WHO: David Shields
WHAT: HOW LITERATURE SAVED MY LIFE
WHEN: Published by Knopf February 8, 2013
WHERE: The author lives in Seattle.
“A work of contradictions, subversions, depression, humor and singular awareness.
“Essayist and fiction writer David Shields, who stuttered throughout childhood, initially regarded writing as an ideal outlet; now, in his mid-50s, he writes ‘to feel as if, to the degree anyone can know anyone else,’ he has connected with his readers. With a frequently self-deprecating yet engaging tone, the author employs the act of accrual in hopes of guarding against ‘human loneliness,’ and in doing so, creates a personal, modern version of the medieval commonplace book.
“For the bibliophile, references to authors such as Ben Lerner, E.M. Cioran, Jonathan Safran Foer, Annie Dillard, Sarah Manguso and David Foster Wallace, among others, will appeal as voices intersecting on the page.
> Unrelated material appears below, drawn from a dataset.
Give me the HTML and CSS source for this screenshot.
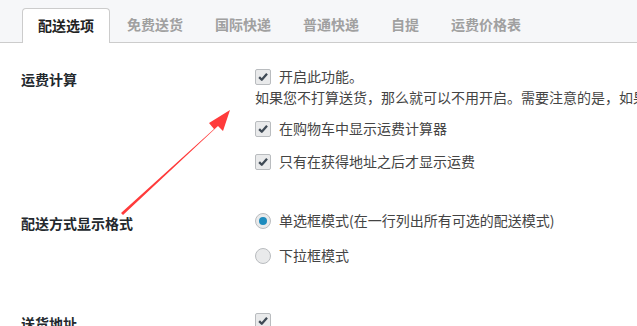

For fellow creative-writing practitioners, how Shield fashions his own anxieties and persona into brief essays provides an alternative model for writing on selfhood. Concerned as much with methods of construction and questions of genre as with subject, Shields meters out nuggets of revelation amid explications of both classical and popular subjects, from Prometheus to Spider-Man.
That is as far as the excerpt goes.